Council has at all levels worked and complied with requests of integrity agencies during investigations. Furthermore, Council has considered all findings and recommendations and implemented all recommendations.
The implementation of the overarching Governance Rules and supporting Public Transparency principles contained within the Local Government Act 2020 require Council to not only have a process for their application, but how they are incorporated into Council decision making processes.
These include the release of the draft policy that will be followed by implementation, with specific training for Council and officers on their application when making decisions.

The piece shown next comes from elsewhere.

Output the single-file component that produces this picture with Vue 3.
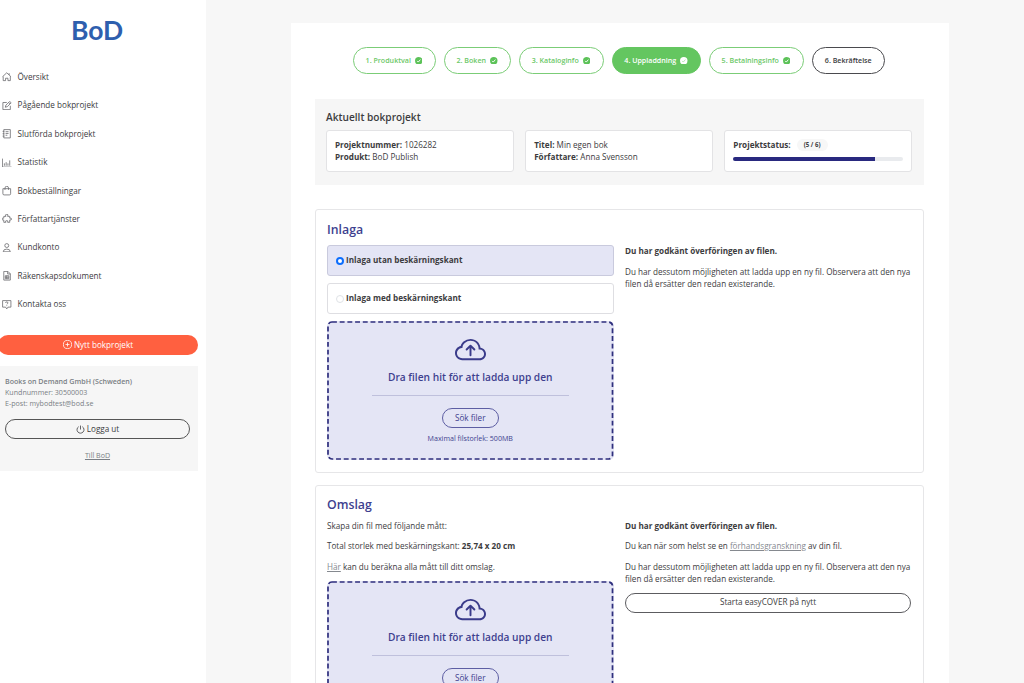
<script setup>
import { ref } from 'vue'

const menu = [
  { title: 'Översikt', icon: ['M2 7.5V14.5H6V10.5H10V14.5H14V7.5', 'M.8 8 8 1.3 15.2 8', 'M12 2v3'] },
  { title: 'Pågående bokprojekt', icon: ['M14 8v6.5H1.5V2.5H8', 'M5.5 10.5 6.5 7 13 .8 15.4 3 9 9.5Z', 'M11.3 2.5 13.7 5'] },
  { title: 'Slutförda bokprojekt', icon: ['M3 1h11v14H3Z', 'M1 4h3M1 8h3M1 12h3', 'M6 4.5h5M6 7.5h5M6 10.5h3'] },
  { title: 'Statistik', icon: ['M.7 1v14.3H16', 'M4 13V9M7 13V7M10 13V9M13 13V4'] },
  { title: 'Bokbeställningar', icon: ['M1.5 4.5h13V13q0 2-2 2h-9q-2 0-2-2Z', 'M5 6.5V3.5q0-3 3-3t3 3v3'] },
  { title: 'Författartjänster', icon: ['M3 4h3.5q-2-3.5 1.5-3.5T9.5 4H13v3q3-1 3 1.5T13 10v4H9.5q1.5-3-1.5-3t-1.5 3H3v-4Q0 11 0 8.5T3 7Z'] },
  { title: 'Kundkonto', icon: ['M8 1a3.3 3.3 0 1 1 0 6.6A3.3 3.3 0 1 1 8 1Z', 'M2 14.8q0-4.5 6-4.5t6 4.5Z'] },
  { title: 'Räkenskapsdokument', icon: ['M3 .7h7l4 4v10.6H3Z', 'M9.5 1v4H14', 'M5.5 8h6v5h-6ZM5.5 10.5h6M8 8v5'] },
  { title: 'Kontakta oss', icon: ['M1 1h14v11H10l-2 3-2-3H1Z', 'M6 5q0-1.8 2-1.8T10 5q0 1-2 2.2', 'M8 9v1.3'] }
]

const steps = [
  { title: '1. Produktval', state: 'done' },
  { title: '2. Boken', state: 'done' },
  { title: '3. Kataloginfo', state: 'done' },
  { title: '4. Uppladdning', state: 'active' },
  { title: '5. Betalningsinfo', state: 'done' },
  { title: '6. Bekräftelse', state: 'open' }
]

const sections = [
  { id: 'inlaga', title: 'Inlaga' },
  { id: 'omslag', title: 'Omslag' }
]

const trimOptions = [
  { value: 'utan', label: 'Inlaga utan beskärningskant' },
  { value: 'med', label: 'Inlaga med beskärningskant' }
]
const trim = ref('utan')
const progress = { current: 5, total: 6 }
</script>

<template>
  <div class="page">
    <aside class="sidebar">
      <div class="logo">BoD</div>

      <nav class="menu">
        <a v-for="item in menu" :key="item.title" class="menu-item">
          <svg class="menu-icon" viewBox="0 0 16 16">
            <path v-for="d in item.icon" :key="d" :d="d" />
          </svg>
          <span>{{ item.title }}</span>
        </a>
      </nav>

      <button class="new-btn">
        <svg viewBox="0 0 16 16"><circle cx="8" cy="8" r="7.3" /><path d="M8 4.5v7M4.5 8h7" /></svg>
        <span>Nytt bokprojekt</span>
      </button>

      <div class="account">
        <strong>Books on Demand GmbH (Schweden)</strong>
        <span>Kundnummer: 30500003</span>
        <span>E-post: mybodtest@bod.se</span>
        <button class="logout-btn">
          <svg viewBox="0 0 16 16"><path d="M8 1v7M4.8 3a6.2 6.2 0 1 0 6.4 0" /></svg>
          <span>Logga ut</span>
        </button>
        <a class="home-link">Till BoD</a>
      </div>
    </aside>

    <main class="content">
      <div class="steps">
        <div v-for="step in steps" :key="step.title" class="step" :class="step.state">
          <span>{{ step.title }}</span>
          <svg v-if="step.state !== 'open'" viewBox="0 0 16 16">
            <circle cx="8" cy="8" r="8" />
            <path d="M4.5 8.3 7 10.8 11.5 5.5" />
          </svg>
        </div>
      </div>

      <div class="project">
        <h3>Aktuellt bokprojekt</h3>
        <div class="project-cards">
          <div class="project-card">
            <div><b>Projektnummer:</b> 1026282</div>
            <div><b>Produkt:</b> BoD Publish</div>
          </div>
          <div class="project-card">
            <div><b>Titel:</b> Min egen bok</div>
            <div><b>Författare:</b> Anna Svensson</div>
          </div>
          <div class="project-card">
            <div class="status">
              <b>Projektstatus:</b>
              <span class="badge">({{ progress.current }} / {{ progress.total }})</span>
            </div>
            <div class="bar">
              <div class="bar-fill" :style="{ width: (progress.current / progress.total) * 100 + '%' }"></div>
            </div>
          </div>
        </div>
      </div>

      <section v-for="section in sections" :key="section.id" class="panel" :class="section.id">
        <div class="panel-left">
          <h2>{{ section.title }}</h2>

          <template v-if="section.id === 'inlaga'">
            <label
              v-for="option in trimOptions"
              :key="option.value"
              class="option"
              :class="{ selected: trim === option.value }"
            >
              <input v-model="trim" type="radio" :value="option.value" />
              <span>{{ option.label }}</span>
            </label>
          </template>
          <template v-else>
            <p>Skapa din fil med följande mått:</p>
            <p>Total storlek med beskärningskant: <b>25,74 x 20 cm</b></p>
            <p><a>Här</a> kan du beräkna alla mått till ditt omslag.</p>
          </template>

          <div class="upload">
            <svg class="outline"><rect x="1" y="1" width="284.5" height="137" rx="4" /></svg>
            <svg class="cloud" viewBox="0 0 16 16">
              <path d="M7.646 5.146a.5.5 0 0 1 .708 0l2 2a.5.5 0 0 1-.708.708L8.5 6.707V10.5a.5.5 0 0 1-1 0V6.707L6.354 7.854a.5.5 0 1 1-.708-.708l2-2z" />
              <path d="M4.406 3.342A5.53 5.53 0 0 1 8 2c2.69 0 4.923 2 5.166 4.579C14.758 6.804 16 8.137 16 9.773 16 11.569 14.502 13 12.687 13H3.781C1.708 13 0 11.366 0 9.318c0-1.763 1.266-3.223 2.942-3.593.143-.863.698-1.723 1.464-2.383zm.653.757c-.757.653-1.153 1.44-1.153 2.056v.448l-.445.049C2.064 6.805 1 7.952 1 9.318 1 10.785 2.23 12 3.781 12h8.906C13.98 12 15 10.988 15 9.773c0-1.216-1.02-2.228-2.313-2.228h-.5v-.5C12.188 4.825 10.328 3 8 3a4.53 4.53 0 0 0-2.941 1.1z" />
            </svg>
            <div class="upload-title">Dra filen hit för att ladda upp den</div>
            <div class="divider"></div>
            <button class="browse-btn">Sök filer</button>
            <div class="limit">Maximal filstorlek: 500MB</div>
          </div>
        </div>

        <div class="panel-right">
          <p><b>Du har godkänt överföringen av filen.</b></p>
          <p v-if="section.id === 'omslag'">Du kan när som helst se en <a>förhandsgranskning</a> av din fil.</p>
          <p>Du har dessutom möjligheten att ladda upp en ny fil. Observera att den nya<br />filen då ersätter den redan existerande.</p>
          <button v-if="section.id === 'omslag'" class="cover-btn">Starta easyCOVER på nytt</button>
        </div>
      </section>
    </main>
  </div>
</template>

<style>
body {
  margin: 0;
  overflow: hidden;
}
</style>

<style scoped>
* {
  box-sizing: border-box;
}

.page {
  display: flex;
  height: 683px;
  overflow: hidden;
  background: #f7f7f7;
  color: #3c3c3e;
  font-family: 'Open Sans', 'Liberation Sans', sans-serif;
  font-size: 8.13px;
  line-height: 12.4px;
  white-space: nowrap;
}

button {
  font: inherit;
  color: inherit;
  padding: 0;
  display: flex;
  align-items: center;
  justify-content: center;
}

svg {
  flex: none;
  fill: none;
  stroke: currentColor;
}

.sidebar {
  width: 206px;
  flex: none;
  background: #fff;
}

.logo {
  height: 63px;
  padding: 13px 0 0 71px;
  font-family: Lato, sans-serif;
  font-size: 26.5px;
  font-weight: 700;
  line-height: 34px;
  color: #2e5fae;
}

.menu-item {
  display: flex;
  align-items: center;
  gap: 6px;
  height: 28.4px;
  padding-left: 2px;
}

.menu-icon {
  width: 9.5px;
  height: 9.5px;
  stroke-width: 1.3;
  color: #66666a;
}

.new-btn {
  width: 200px;
  height: 20px;
  margin: 16.4px 0 11.5px -2px;
  border: none;
  border-radius: 10px;
  gap: 2px;
  background: #ff6040;
  color: #fff;
}

.new-btn svg,
.logout-btn svg {
  width: 9px;
  height: 9px;
  stroke-width: 1.4;
}

.account {
  display: flex;
  flex-direction: column;
  width: 198px;
  height: 104.5px;
  padding: 10px 8px 0 5px;
  background: #f6f6f6;
  color: #7a7f85;
  font-size: 7.1px;
  line-height: 10.8px;
}

.account strong {
  font-weight: 600;
}

.logout-btn {
  width: 185px;
  height: 20px;
  flex: none;
  margin-top: 10.5px;
  border: 1px solid #555;
  border-radius: 10px;
  gap: 2px;
  background: transparent;
  color: #3c3c3e;
  font-size: 8.13px;
}

.home-link {
  align-self: center;
  margin-top: 11px;
  text-decoration: underline;
}

.content {
  width: 658px;
  height: 1000px;
  flex: none;
  margin: 23px 0 0 85px;
  padding: 24px 25px 0 23.5px;
  background: #fff;
}

.steps {
  display: grid;
  grid-template-columns: 83px 67px 85px 89px 95px 73.5px;
  gap: 8px;
  justify-content: center;
  height: 27px;
  margin-right: 1px;
}

.step {
  display: flex;
  align-items: center;
  justify-content: center;
  gap: 4px;
  border: 1px solid #7bcd77;
  border-radius: 14px;
  color: #6cc868;
  font-size: 7.1px;
  font-weight: 600;
}

.step svg {
  width: 7.5px;
  height: 7.5px;
}

.step circle {
  fill: #5cc258;
  stroke: none;
}

.step path {
  stroke: #fff;
  stroke-width: 2;
}

.step.active {
  background: #64c660;
  border-color: #64c660;
  color: #fff;
}

.step.active circle {
  fill: #fff;
}

.step.active path {
  stroke: #b5e3b3;
}

.step.open {
  border-color: #4a4a4e;
  color: #3c3c3e;
}

.project {
  height: 86.5px;
  margin: 24.5px 0 24px;
  padding: 11px 12px 0 11.5px;
  background: #f6f6f6;
}

.project h3 {
  margin: 0 0 6px;
  font-size: 10.15px;
  font-weight: 600;
  line-height: 14px;
}

.project-cards {
  display: grid;
  grid-template-columns: repeat(3, 1fr);
  gap: 11.5px;
}

.project-card {
  height: 42.5px;
  padding: 8.5px 8px 0;
  border: 1px solid #e3e3e5;
  border-radius: 3px;
  background: #fff;
}

.status {
  display: flex;
  align-items: center;
  gap: 6px;
}

.badge {
  padding: 0 7px;
  border-radius: 7px;
  background: #f7f7f7;
  font-size: 6.1px;
  font-weight: 700;
}

.bar {
  height: 4px;
  margin-top: 6px;
  border-radius: 2px;
  overflow: hidden;
  background: #e9ebee;
}

.bar-fill {
  height: 4px;
  background: #29297f;
}

.panel {
  display: grid;
  grid-template-columns: 286.5px 286px;
  column-gap: 11.5px;
  height: 263.5px;
  margin-bottom: 12px;
  padding: 11px 0 0 11.5px;
  border: 1px solid #e6e6e8;
  border-radius: 3px;
}

.panel h2 {
  margin: 0 0 7px;
  font-size: 12.3px;
  font-weight: 600;
  line-height: 17px;
  color: #3e3f8f;
}

.panel p {
  margin: 0 0 8.2px;
}

.panel a {
  color: #85898f;
  text-decoration: underline;
}

.option {
  display: flex;
  align-items: center;
  height: 31px;
  margin-bottom: 7px;
  padding-left: 7.5px;
  border: 1px solid #dedee2;
  border-radius: 3px;
  font-weight: 700;
}

.option.selected {
  background: #e4e5f5;
  border-color: #c9cadd;
}

.option input {
  appearance: none;
  width: 8px;
  height: 8px;
  margin: 0 2.5px 0 0;
  border: 1px solid #dfe2e6;
  border-radius: 50%;
  background: #fff;
}

.option input:checked {
  border: 2.5px solid #0d6efd;
}

.upload {
  position: relative;
  display: flex;
  flex-direction: column;
  align-items: center;
  height: 139px;
  border-radius: 5px;
  background: #e4e5f5;
  color: #3e3f8f;
}

.outline {
  position: absolute;
  inset: 0;
  width: 100%;
  height: 100%;
  stroke: #2f2f7d;
  stroke-width: 1.7;
  stroke-dasharray: 4.9 2.8;
}

.cloud {
  width: 31px;
  height: 31px;
  margin-top: 14px;
  fill: #3a3b8a;
  stroke: none;
}

.upload-title {
  margin-top: 4px;
  font-size: 10.18px;
  font-weight: 600;
  line-height: 14px;
}

.divider {
  width: 197px;
  height: 1px;
  margin: 11px 0 12px;
  background: #bfc0dc;
}

.browse-btn {
  width: 57px;
  height: 20px;
  border: 1px solid #5d5ea3;
  border-radius: 10px;
  background: transparent;
}

.limit {
  margin-top: 4px;
  font-size: 7.1px;
}

.panel-right {
  padding-top: 24px;
}

.omslag {
  padding-top: 10px;
}

.cover-btn {
  width: 286px;
  height: 20px;
  margin-top: -1px;
  border: 1px solid #5c5c60;
  border-radius: 10px;
  background: #fff;
}
</style>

Council has taken the proactive position of putting both the Governance Rules and the Public Transparency Policy out for public consultation when the only statutory requirement was for the governance rules to be developed through community engagement.
4. The proposed arrangement for handling appeals regarding FOI and public interest disclosure appeals is via Cameron Montgomery. Janet Dore and Sean Portelli are the other two referees for this matter, thus keeping all appeals in house. Why has council not considered an independent-of-council referee?
There is no internal appeals process for FOI decisions as they are prescribed within the Freedom of Information Act 1982. Public Interest Disclosures are separate to an FOI appeals process as outlined above. The provisions provided under Public Interest Disclosure provide an avenue for the public or officers to raise alleged corruption that could amount to improper conduct. Where it is deemed appropriate, the disclosure of the matter must be referred to IBAC.
5. Has the council, at any point, instructed its compliance staff to investigate matters and either remove file notes from cases, or not to record notes at all? Were compliance matters taken from officers and handed to former director Terry Demeo to deal with?
Former Director Demeo's portfolio included regulatory compliance function. As such, it would have been normal business function for many compliance matters to be escalated to the director level for action, including, but not limited to a review of appeals.